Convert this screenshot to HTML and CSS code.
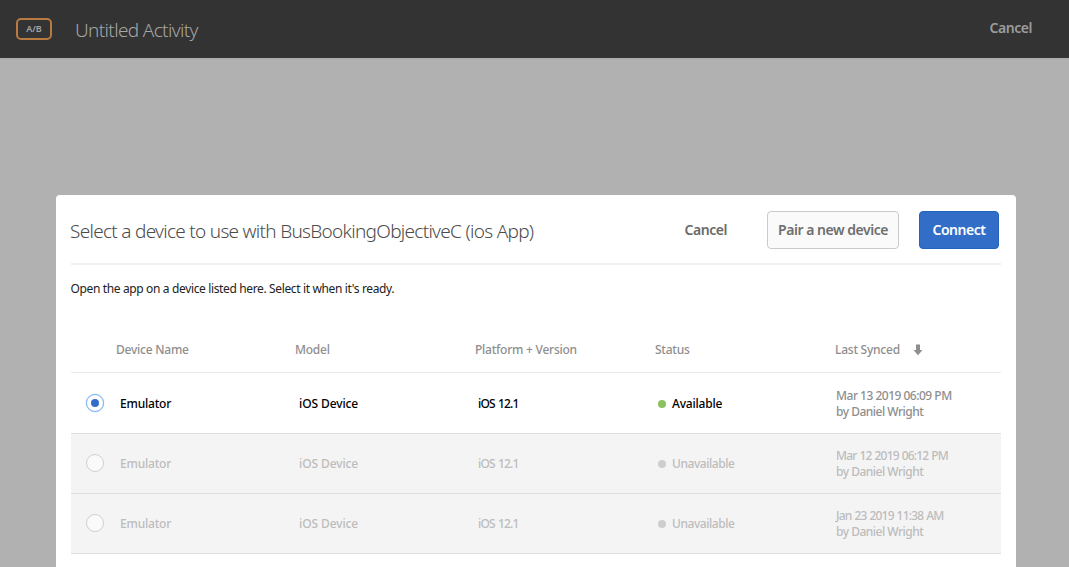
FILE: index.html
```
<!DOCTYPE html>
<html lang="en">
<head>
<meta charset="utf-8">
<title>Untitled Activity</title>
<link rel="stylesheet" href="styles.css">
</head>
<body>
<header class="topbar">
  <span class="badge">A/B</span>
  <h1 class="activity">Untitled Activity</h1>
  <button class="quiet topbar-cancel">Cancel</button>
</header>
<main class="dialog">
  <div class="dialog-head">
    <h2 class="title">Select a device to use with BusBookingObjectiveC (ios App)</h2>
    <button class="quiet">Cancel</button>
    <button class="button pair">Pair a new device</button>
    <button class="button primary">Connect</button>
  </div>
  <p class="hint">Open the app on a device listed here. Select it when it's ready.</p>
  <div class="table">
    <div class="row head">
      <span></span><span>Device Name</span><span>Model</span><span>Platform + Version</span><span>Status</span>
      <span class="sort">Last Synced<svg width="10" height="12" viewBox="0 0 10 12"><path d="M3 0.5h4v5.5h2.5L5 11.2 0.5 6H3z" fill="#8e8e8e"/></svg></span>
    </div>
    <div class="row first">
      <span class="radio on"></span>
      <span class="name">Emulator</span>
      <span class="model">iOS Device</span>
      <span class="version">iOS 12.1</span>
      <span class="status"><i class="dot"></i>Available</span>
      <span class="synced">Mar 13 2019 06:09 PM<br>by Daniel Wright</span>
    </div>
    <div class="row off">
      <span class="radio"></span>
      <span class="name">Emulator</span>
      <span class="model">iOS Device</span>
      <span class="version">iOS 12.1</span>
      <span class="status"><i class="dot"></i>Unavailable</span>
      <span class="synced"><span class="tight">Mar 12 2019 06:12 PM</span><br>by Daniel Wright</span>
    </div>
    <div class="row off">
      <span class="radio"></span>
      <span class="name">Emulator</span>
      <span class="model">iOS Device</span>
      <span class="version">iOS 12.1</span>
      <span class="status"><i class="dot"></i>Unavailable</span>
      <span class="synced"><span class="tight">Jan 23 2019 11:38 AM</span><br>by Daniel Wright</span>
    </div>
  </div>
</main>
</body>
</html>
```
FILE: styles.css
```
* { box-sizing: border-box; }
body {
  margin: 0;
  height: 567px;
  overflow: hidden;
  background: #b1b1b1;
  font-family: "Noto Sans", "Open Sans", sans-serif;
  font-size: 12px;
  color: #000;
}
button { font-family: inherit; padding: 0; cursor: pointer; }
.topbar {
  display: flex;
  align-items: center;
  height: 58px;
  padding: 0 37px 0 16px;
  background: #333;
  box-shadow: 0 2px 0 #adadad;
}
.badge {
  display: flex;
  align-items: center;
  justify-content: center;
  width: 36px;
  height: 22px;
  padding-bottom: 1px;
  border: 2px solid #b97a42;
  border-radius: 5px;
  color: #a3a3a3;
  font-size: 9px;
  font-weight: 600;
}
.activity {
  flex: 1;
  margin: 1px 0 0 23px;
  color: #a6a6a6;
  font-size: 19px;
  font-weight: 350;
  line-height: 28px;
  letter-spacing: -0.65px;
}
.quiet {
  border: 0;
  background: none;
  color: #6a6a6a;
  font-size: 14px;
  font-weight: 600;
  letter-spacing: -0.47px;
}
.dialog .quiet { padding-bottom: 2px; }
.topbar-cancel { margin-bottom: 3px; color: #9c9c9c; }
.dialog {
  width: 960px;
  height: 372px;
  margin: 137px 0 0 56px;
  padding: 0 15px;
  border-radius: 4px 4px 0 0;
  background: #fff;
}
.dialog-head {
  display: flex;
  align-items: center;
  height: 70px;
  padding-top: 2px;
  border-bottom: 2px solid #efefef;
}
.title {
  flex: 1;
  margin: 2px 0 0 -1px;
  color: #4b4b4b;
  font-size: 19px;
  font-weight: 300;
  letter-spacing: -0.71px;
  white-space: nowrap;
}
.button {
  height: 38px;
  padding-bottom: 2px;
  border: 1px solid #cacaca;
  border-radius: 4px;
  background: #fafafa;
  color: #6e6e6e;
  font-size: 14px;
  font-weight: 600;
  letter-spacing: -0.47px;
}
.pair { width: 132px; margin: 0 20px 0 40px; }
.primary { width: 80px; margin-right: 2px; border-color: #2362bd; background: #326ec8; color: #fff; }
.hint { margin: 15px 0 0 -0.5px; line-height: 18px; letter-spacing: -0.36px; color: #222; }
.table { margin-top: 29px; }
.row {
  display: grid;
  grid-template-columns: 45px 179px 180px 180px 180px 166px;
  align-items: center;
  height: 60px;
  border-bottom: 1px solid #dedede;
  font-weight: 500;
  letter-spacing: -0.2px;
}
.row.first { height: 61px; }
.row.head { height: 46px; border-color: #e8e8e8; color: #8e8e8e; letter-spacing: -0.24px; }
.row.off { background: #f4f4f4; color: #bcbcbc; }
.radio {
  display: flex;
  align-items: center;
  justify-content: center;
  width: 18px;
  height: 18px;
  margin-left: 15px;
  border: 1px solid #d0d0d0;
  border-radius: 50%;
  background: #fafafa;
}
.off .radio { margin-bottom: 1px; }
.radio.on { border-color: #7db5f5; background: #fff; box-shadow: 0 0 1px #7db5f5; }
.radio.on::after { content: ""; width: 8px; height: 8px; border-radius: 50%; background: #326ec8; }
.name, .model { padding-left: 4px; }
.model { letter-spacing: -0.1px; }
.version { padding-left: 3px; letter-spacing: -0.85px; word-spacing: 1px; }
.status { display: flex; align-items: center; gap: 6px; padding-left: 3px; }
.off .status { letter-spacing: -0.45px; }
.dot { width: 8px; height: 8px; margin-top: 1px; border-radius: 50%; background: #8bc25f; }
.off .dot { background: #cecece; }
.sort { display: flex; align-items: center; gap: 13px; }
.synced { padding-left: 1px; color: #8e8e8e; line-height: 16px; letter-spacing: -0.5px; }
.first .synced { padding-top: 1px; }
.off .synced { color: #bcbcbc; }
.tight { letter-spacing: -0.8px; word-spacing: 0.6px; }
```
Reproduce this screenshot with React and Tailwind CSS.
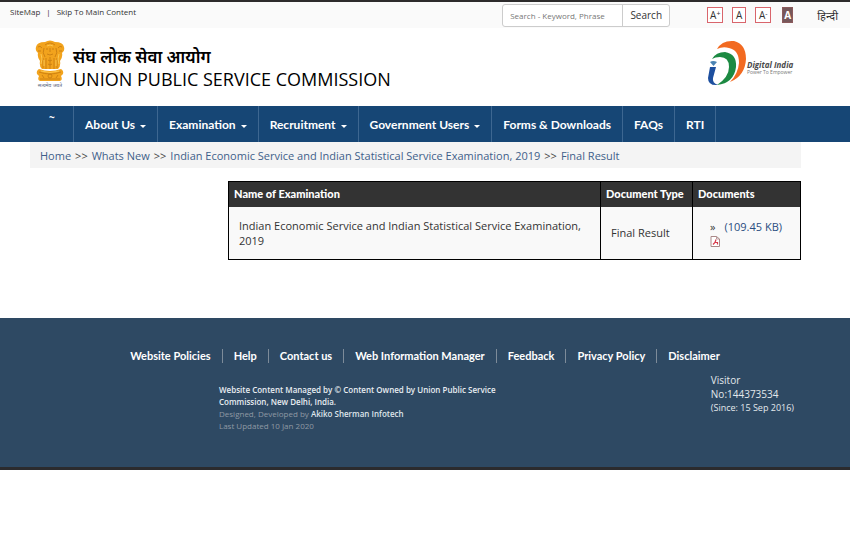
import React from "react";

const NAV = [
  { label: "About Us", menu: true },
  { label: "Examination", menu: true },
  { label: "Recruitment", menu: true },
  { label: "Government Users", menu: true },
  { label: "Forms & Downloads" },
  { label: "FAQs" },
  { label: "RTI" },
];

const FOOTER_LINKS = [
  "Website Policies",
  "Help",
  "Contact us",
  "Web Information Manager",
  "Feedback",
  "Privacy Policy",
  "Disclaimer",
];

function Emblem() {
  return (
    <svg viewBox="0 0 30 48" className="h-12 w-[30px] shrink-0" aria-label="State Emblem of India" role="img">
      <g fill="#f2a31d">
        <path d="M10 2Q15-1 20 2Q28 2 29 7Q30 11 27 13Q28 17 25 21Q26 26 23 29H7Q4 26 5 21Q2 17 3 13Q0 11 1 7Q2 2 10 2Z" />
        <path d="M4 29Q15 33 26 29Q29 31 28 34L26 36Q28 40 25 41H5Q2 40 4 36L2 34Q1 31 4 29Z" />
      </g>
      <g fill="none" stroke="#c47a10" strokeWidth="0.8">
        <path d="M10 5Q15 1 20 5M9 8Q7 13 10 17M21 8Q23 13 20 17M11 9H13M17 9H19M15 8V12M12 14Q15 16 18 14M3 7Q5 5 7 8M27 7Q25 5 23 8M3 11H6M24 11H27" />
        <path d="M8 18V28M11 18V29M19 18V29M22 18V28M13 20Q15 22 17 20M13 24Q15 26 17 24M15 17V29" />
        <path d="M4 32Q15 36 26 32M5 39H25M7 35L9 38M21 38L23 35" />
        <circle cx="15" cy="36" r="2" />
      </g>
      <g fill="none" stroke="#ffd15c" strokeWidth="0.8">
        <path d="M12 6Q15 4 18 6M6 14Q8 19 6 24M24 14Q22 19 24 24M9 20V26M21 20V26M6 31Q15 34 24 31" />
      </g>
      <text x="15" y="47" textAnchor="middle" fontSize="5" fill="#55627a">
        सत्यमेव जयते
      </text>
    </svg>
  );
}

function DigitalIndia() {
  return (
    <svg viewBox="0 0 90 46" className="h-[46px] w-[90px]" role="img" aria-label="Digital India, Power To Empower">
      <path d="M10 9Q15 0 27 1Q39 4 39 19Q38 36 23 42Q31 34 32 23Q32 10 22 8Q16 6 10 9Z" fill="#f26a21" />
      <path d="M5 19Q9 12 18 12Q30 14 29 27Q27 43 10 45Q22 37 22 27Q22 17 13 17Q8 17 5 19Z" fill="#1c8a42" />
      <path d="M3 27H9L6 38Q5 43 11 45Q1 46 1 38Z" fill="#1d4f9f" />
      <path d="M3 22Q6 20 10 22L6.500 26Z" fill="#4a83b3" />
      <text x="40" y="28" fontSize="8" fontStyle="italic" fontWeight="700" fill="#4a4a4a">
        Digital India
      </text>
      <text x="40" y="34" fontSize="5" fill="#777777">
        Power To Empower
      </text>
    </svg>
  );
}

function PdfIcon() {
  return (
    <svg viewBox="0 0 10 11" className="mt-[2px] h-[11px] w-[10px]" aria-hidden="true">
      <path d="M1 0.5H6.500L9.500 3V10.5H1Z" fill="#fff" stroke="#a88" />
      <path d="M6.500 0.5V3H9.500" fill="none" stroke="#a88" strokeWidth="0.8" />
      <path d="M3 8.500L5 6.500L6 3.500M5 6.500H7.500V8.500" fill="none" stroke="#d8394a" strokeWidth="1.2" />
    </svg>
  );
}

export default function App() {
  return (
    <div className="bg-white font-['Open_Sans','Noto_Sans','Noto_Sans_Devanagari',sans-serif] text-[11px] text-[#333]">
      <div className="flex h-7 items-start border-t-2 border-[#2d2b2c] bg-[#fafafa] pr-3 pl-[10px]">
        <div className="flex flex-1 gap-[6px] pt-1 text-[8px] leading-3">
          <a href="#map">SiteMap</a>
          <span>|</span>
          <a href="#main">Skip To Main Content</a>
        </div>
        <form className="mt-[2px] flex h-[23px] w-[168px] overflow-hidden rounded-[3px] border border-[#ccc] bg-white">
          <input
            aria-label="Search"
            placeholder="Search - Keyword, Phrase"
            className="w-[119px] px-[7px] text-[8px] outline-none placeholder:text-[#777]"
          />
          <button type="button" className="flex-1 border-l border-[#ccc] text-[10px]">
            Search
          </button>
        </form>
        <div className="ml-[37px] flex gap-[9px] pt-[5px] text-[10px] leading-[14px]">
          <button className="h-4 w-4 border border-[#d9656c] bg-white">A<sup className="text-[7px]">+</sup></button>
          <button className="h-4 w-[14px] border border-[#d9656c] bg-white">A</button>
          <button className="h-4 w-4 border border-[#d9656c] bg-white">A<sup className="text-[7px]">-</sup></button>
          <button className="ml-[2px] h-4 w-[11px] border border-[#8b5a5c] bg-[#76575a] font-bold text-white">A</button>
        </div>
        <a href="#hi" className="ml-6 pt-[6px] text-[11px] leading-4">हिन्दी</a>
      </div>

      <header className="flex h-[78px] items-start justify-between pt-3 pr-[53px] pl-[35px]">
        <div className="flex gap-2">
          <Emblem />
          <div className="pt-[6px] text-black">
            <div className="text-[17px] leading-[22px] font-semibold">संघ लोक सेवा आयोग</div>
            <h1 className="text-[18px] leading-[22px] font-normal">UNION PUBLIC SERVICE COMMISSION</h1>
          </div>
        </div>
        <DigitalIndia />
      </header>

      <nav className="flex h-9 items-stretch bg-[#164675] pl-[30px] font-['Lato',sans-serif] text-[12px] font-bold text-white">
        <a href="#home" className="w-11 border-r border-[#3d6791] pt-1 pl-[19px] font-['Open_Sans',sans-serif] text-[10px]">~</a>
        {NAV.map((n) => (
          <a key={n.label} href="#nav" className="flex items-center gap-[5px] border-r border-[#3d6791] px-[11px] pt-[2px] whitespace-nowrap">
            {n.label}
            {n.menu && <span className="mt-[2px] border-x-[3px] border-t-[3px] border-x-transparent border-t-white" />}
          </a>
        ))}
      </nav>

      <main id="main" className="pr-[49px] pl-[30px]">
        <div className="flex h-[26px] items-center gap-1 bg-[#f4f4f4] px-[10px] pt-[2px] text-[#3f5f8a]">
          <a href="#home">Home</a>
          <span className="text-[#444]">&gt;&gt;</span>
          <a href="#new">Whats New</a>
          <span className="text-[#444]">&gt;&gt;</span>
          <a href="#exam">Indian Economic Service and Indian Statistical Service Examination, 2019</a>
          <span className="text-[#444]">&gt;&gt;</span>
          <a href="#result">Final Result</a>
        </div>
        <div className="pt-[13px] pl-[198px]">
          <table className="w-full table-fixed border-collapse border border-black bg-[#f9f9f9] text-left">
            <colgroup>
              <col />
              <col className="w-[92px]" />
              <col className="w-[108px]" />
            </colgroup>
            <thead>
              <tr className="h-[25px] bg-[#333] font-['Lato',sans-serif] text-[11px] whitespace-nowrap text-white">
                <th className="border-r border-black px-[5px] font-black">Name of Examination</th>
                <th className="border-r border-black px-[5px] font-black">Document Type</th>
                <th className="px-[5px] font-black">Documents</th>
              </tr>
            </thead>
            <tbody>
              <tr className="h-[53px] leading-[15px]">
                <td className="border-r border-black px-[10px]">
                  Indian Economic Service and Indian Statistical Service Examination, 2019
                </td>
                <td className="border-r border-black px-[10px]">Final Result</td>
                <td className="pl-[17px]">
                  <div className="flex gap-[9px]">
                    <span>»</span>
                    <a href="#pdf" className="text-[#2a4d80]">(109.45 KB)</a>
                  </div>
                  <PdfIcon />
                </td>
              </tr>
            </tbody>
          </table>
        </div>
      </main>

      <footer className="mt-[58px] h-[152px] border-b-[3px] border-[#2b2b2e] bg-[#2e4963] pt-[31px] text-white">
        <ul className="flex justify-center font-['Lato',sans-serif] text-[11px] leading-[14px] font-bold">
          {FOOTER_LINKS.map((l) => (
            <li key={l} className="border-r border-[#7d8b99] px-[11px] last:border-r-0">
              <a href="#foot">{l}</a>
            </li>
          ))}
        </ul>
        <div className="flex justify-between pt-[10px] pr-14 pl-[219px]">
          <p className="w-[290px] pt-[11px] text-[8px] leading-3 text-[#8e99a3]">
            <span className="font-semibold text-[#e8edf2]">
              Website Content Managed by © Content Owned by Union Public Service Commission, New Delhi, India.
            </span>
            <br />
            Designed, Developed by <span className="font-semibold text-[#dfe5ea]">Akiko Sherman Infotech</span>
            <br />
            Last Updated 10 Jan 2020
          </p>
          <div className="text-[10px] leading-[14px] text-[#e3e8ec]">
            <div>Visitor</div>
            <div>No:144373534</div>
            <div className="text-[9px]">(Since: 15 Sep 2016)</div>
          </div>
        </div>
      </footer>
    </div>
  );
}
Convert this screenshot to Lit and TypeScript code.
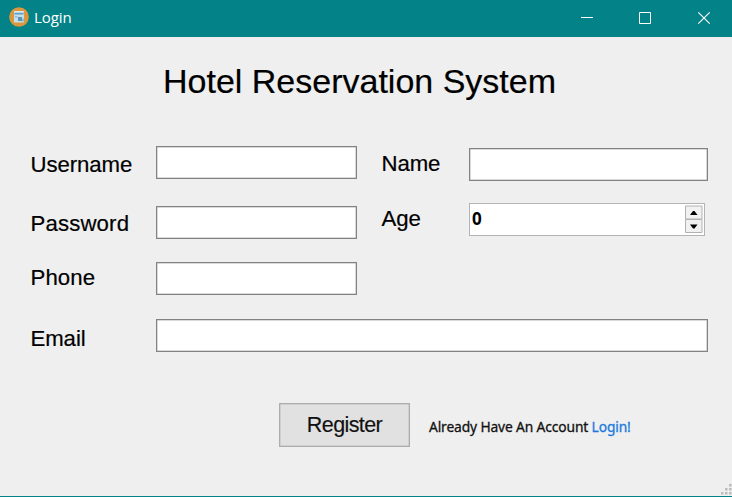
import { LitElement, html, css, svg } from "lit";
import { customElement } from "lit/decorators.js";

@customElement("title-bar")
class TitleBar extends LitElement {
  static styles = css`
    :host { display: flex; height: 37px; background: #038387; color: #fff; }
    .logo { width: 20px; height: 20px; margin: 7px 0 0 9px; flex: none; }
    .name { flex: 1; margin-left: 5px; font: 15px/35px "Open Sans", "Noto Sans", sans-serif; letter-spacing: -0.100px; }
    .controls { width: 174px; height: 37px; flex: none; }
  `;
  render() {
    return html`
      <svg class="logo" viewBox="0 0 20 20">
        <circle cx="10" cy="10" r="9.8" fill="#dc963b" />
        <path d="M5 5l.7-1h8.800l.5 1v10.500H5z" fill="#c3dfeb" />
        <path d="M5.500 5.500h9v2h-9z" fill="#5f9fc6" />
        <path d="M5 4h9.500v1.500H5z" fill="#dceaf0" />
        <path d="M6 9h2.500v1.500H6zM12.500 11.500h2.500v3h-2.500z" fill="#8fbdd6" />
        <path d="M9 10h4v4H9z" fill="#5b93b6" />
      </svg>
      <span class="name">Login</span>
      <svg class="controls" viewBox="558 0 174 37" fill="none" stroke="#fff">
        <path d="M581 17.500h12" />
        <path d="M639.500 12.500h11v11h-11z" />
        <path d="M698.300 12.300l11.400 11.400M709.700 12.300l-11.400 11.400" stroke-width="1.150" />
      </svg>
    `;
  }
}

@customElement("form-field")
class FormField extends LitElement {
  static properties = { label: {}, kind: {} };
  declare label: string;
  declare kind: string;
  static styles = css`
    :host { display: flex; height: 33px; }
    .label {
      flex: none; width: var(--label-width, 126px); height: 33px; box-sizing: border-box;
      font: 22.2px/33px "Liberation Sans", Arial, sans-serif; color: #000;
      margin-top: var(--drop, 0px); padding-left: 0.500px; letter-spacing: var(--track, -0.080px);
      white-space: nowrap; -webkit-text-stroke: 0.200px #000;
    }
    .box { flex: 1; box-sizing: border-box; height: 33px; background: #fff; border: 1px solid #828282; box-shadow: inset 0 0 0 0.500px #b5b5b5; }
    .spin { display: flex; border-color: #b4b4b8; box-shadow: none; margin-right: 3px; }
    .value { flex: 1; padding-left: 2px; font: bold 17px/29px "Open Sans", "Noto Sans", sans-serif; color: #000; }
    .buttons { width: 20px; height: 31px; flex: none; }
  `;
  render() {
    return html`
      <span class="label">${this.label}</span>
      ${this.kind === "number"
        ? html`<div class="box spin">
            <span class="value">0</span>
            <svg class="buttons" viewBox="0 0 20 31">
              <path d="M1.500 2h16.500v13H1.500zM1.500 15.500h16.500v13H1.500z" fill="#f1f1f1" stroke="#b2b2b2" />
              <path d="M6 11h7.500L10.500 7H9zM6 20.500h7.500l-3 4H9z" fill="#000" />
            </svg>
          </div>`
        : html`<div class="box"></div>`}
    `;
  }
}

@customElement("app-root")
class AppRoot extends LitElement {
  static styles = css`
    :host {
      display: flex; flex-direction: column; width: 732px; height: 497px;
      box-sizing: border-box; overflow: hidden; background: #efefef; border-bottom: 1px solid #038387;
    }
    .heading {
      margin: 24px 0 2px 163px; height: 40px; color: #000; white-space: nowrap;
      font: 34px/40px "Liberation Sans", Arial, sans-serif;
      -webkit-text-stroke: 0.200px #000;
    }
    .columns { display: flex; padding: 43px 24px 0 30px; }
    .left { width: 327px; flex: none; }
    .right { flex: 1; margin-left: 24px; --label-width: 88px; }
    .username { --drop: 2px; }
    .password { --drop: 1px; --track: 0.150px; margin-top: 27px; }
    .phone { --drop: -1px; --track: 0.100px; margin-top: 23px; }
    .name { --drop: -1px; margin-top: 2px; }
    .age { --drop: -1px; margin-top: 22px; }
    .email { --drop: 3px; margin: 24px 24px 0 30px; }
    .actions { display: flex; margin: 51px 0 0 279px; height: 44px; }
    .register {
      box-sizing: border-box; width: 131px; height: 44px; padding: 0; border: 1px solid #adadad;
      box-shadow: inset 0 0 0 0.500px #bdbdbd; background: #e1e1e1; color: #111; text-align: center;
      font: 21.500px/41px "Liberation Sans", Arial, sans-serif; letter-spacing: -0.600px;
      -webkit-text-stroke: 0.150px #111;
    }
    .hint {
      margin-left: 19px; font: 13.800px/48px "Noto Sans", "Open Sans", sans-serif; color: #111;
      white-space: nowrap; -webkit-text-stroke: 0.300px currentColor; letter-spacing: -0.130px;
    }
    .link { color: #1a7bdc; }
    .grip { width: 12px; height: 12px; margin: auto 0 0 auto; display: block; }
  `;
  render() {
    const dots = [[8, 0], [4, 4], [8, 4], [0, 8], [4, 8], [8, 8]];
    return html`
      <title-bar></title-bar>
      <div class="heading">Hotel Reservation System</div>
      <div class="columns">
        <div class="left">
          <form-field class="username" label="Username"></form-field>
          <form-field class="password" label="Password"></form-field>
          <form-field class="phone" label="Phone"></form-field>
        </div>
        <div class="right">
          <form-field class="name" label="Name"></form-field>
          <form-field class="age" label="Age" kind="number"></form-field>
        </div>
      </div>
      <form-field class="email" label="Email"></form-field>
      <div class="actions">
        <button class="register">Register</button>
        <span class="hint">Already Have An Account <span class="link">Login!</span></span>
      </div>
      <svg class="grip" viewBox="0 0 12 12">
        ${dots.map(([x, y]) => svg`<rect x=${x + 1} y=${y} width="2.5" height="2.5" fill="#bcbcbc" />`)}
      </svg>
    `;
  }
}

◇ ◇ ◇ ◇ ◇ ◇ ◇

● **Exercise description**: Copy out every line of the listing that contains the string "Convert".

● **Solution**:
Convert this screenshot to HTML and CSS code.
Convert this screenshot to Lit and TypeScript code.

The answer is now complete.